Já na fase de questões dos assistentes, o advogado Miguel Pereira Coutinho, mandatário do BES em Liquidação interrogou Fernando Ulrich sobre a falta de transparência das contas no GES, sobre o que lhe tinha sido transmitido acerca desta matéria e de que forma essa situação poderia colocar problemas ao BPI, ao que o 'chairman' do BPI recusou taxativamente responder.
"Desculpe lá, não respondo a esta pergunta. É uma pergunta opinativa e não vou dar a opinião. Não sei o que estou aqui a fazer", reiterou Ulrich, numa audição que continua a decorrer no tribunal.
Contribuintes não suportaram "um cêntimo" da resolução
Fernando Ulrich afirmou também que os contribuintes não gastaram dinheiro com a resolução do BES e defendeu que a responsabilidade do colapso não foi do Banco de Portugal.
"Estouraram 20 'bis' [mil milhões de euros]. Os contribuintes não suportaram nem vão suportar um cêntimo. Quem perdeu foram os acionistas do BES, os obrigacionistas que passaram para o 'banco mau', os bancos - através do Fundo de Resolução - e os clientes que compraram papel comercial", declarou o atual "chairman" do BPI.
Fernando Ulrich vincou que só conhece três dos 18 arguidos, ao notar que deviam estar também em julgamento os conselhos de administração do BES e do GES, considerando que a ruína do Grupo Espírito Santo deveria ser tratada judicialmente como "gestão danosa".
"Na altura estava muito preocupado com o impacto que a resolução podia ter para todos os bancos (e para o BPI), poderia ter destruído um terço do nosso capital... e destruiu, mas como foi distribuído por 40 anos tornou-se indolor. Do ponto de vista do interesse público, achei que acabou por ser um problema bem resolvido. Não gostei na altura, mas não houve crise sistémica, não houve fuga de depósitos, não houve perda de confiança na divida soberana portuguesa ou nos bancos", referiu o banqueiro sobre a medida de resolução aplicada ao BES.

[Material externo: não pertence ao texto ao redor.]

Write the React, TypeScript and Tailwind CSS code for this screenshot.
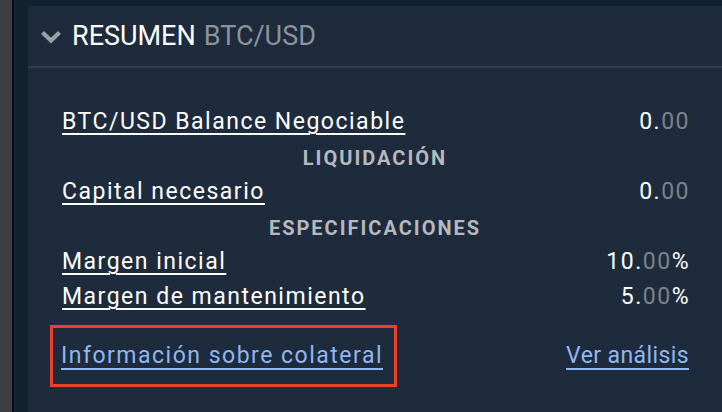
import React from "react";

const Val = ({ a, b, pct }: { a: string; b: string; pct?: boolean }) => (
  <span className="-mr-[2px] text-white">
    {a}.<span className="text-[#7c828b]">{b}</span>
    {pct ? "%" : ""}
  </span>
);

const Row = ({ label, children }: { label: string; children: React.ReactNode }) => (
  <div className="flex h-[35px] items-center justify-between">
    <span className="text-white underline decoration-2 underline-offset-[4px]">{label}</span>
    {children}
  </div>
);

const Section = ({ title }: { title: string }) => (
  <div className="flex h-[35px] items-center justify-center text-[20px] font-bold tracking-[2px] text-[#b6b9be]">
    {title}
  </div>
);

export default function App() {
  return (
    <div
      className="flex h-[412px] w-[722px] overflow-hidden"
      style={{ fontFamily: "Roboto, 'Noto Sans', sans-serif" }}
    >
      <div className="w-[12px] bg-[#3c3e43]" />
      <div className="w-[2px] bg-[#0b0d10]" />
      <div className="flex flex-1 flex-col bg-[#132230] pl-[14px] pt-[6px]">
        <div className="flex flex-1 flex-col bg-[#1e2b3c]">
          <div className="flex h-[62px] items-center border-b-2 border-[#333f4d] pl-[12px]">
            <svg width="22" height="14" viewBox="0 0 22 14" className="mt-[2px]">
              <path d="M2.5 2.5 L11 10.5 L19.5 2.5" fill="none" stroke="#9aa0a7" strokeWidth="4.2" />
            </svg>
            <span className="ml-[10px] text-[27px] text-white">RESUMEN</span>
            <span className="ml-[8px] text-[27px] text-[#8c939c]">BTC/USD</span>
          </div>
          <div className="flex flex-col px-[34px] pt-[37px] text-[23px] tracking-[1.5px]">
            <Row label="BTC/USD Balance Negociable">
              <Val a="0" b="00" />
            </Row>
            <Section title="LIQUIDACIÓN" />
            <Row label="Capital necesario">
              <Val a="0" b="00" />
            </Row>
            <Section title="ESPECIFICACIONES" />
            <Row label="Margen inicial">
              <Val a="10" b="00" pct />
            </Row>
            <Row label="Margen de mantenimiento">
              <Val a="5" b="00" pct />
            </Row>
            <div className="mt-[10px] flex items-center justify-between">
              <div className="-ml-[12px] flex h-[62px] items-center border-[3px] border-[#e8402a] pl-[8px] pr-[11px]">
                <span className="text-[#8fb8f0] underline decoration-2 underline-offset-[5px]">
                  Información sobre colateral
                </span>
              </div>
              <span className="-mr-[1px] tracking-[0.4px] text-[#8fb8f0] underline decoration-2 underline-offset-[5px]">
                Ver análisis
              </span>
            </div>
          </div>
        </div>
      </div>
    </div>
  );
}
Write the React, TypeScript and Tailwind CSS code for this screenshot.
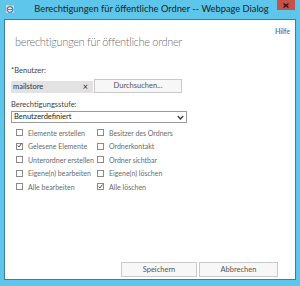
import React from "react";

const FONT = { fontFamily: 'Lato, "Open Sans", sans-serif' };

// linke und rechte Spalte der Berechtigungen
const LEFT = [
  { label: "Elemente erstellen", checked: false },
  { label: "Gelesene Elemente", checked: true },
  { label: "Unterordner erstellen", checked: false },
  { label: "Eigene(n) bearbeiten", checked: false },
  { label: "Alle bearbeiten", checked: false },
];
const RIGHT = [
  { label: "Besitzer des Ordners", checked: false },
  { label: "Ordnerkontakt", checked: false },
  { label: "Ordner sichtbar", checked: false },
  { label: "Eigene(n) löschen", checked: false },
  { label: "Alle löschen", checked: true },
];

function Check({ label, checked }: { label: string; checked: boolean }) {
  return (
    <div className="flex items-center h-[13.5px]">
      <span className="w-[7px] h-[7px] border border-[#8a8a8a] bg-white flex items-center justify-center shrink-0">
        {checked && (
          <svg width="7" height="7" viewBox="0 0 7 7" className="-mt-[1px]">
            <path d="M1 3.5 L2.8 5.5 L6.3 0.8" fill="none" stroke="#222" strokeWidth="1.2" />
          </svg>
        )}
      </span>
      <span className="ml-[5px] text-[7px] text-[#6a6a6a] whitespace-nowrap">{label}</span>
    </div>
  );
}

function IeIcon() {
  return (
    <svg width="10" height="10" viewBox="0 0 10 10">
      <rect x="1" y="1" width="8" height="8" fill="#f4f8fb" stroke="#9ab" strokeWidth="0.6" />
      <circle cx="5" cy="5.5" r="2.8" fill="none" stroke="#2c86d6" strokeWidth="1.3" />
      <path d="M2.4 5.5 H7.6" stroke="#2c86d6" strokeWidth="1" />
      <path d="M1 4 Q4 0 9 2" fill="none" stroke="#f2b623" strokeWidth="1" />
    </svg>
  );
}

export default function App() {
  return (
    <div className="w-[300px] h-[286px] bg-[#5ec6ea] flex flex-col" style={FONT}>
      {/* Titelleiste */}
      <div className="h-[19px] flex items-center relative shrink-0">
        <div className="ml-[5px] mt-[-1px]">
          <IeIcon />
        </div>
        <div className="flex-1 text-center text-[9.3px] text-[#1d1d1d] pr-[12px] -mt-[1px]">
          Berechtigungen für öffentliche Ordner -- Webpage Dialog
        </div>
        <div className="absolute right-[5px] top-0 w-[18px] h-[10px] bg-[#c8504a] flex items-center justify-center">
          <svg width="6" height="5" viewBox="0 0 6 5">
            <path d="M0.5 0.5 L5.5 4.5 M5.5 0.5 L0.5 4.5" stroke="#1a1a1a" strokeWidth="1.3" />
          </svg>
        </div>
      </div>

      {/* Inhalt */}
      <div className="mx-[4px] mb-[6px] flex-1 bg-white border border-[#3f7d99] flex flex-col relative">
        <div className="flex justify-end pr-[5px] pt-[8px] h-[17px]">
          <span className="text-[7px] font-bold text-[#2f8ad0] leading-none">Hilfe</span>
        </div>
        <div className="pl-[10px] text-[11px] tracking-[-0.3px] font-light text-[#6f6f6f] leading-none -mt-[1px]">
          berechtigungen für öffentliche ordner
        </div>

        <div className="pl-[6px] mt-[20px] text-[7.5px] text-[#444] leading-none">*Benutzer:</div>
        <div className="flex items-center pl-[6px] mt-[4px] h-[14px]">
          <div className="w-[82px] h-[12px] bg-[#e2e2e2] flex items-center justify-between px-[2px] mt-[2px]">
            <span className="text-[7.5px] text-[#333]">mailstore</span>
            <span className="text-[9px] text-[#333] leading-none mr-[3px]">×</span>
          </div>
          <div className="ml-[1px] w-[88px] h-[14px] border border-[#c9c9c9] bg-[#f7f7f7] flex items-center justify-center text-[7.5px] text-[#555]">
            Durchsuchen...
          </div>
        </div>

        <div className="pl-[6px] mt-[8px] text-[7.5px] text-[#444] leading-none">Berechtigungsstufe:</div>
        <div className="ml-[6px] mt-[3px] w-[176px] h-[12px] border border-[#9a9a9a] flex items-center justify-between px-[2px]">
          <span className="text-[7.5px] text-[#222]">Benutzerdefiniert</span>
          <svg width="7" height="5" viewBox="0 0 7 5">
            <path d="M0.8 1 L3.5 4 L6.2 1" fill="none" stroke="#333" strokeWidth="1.2" />
          </svg>
        </div>

        <div className="flex pl-[11px] mt-[3px]">
          <div className="w-[81px] flex flex-col">
            {LEFT.map(c => (
              <Check key={c.label} {...c} />
            ))}
          </div>
          <div className="flex flex-col">
            {RIGHT.map(c => (
              <Check key={c.label} {...c} />
            ))}
          </div>
        </div>

        <div className="mt-auto mb-[2px] flex justify-end pr-[17px] gap-[2px]">
          <div className="w-[76px] h-[15px] border border-[#c9c9c9] bg-[#f7f7f7] flex items-center justify-center text-[7.5px] text-[#555]">
            Speichern
          </div>
          <div className="w-[79px] h-[15px] border border-[#c9c9c9] bg-[#f7f7f7] flex items-center justify-center text-[7.5px] text-[#555]">
            Abbrechen
          </div>
        </div>
      </div>
    </div>
  );
}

Fernando Ulrich criticou o rumo da inquirição e vaticinou que o "julgamento vai durar anos", ao que a presidente do coletivo de juízes, Helena Susano, contrapôs questionando se o 'chairman' do BPI tinha alguma "bola de cristal" e procurou limitar o que designou de "estados de alma" nas respostas de Ulrich. No entanto, o banqueiro expressou ainda dois desejos pessoais para o desfecho deste julgamento.
"Que encontrem soluções que possam compensar - ainda que parcialmente - as vítimas e que possa sair daqui uma pedagogia para as próximas gerações do que não se deve fazer. O governo estava errado, a gestão foi imprudente... e dos arguidos eu só conheço três. Há alguma coisa errada aqui", sintetizou.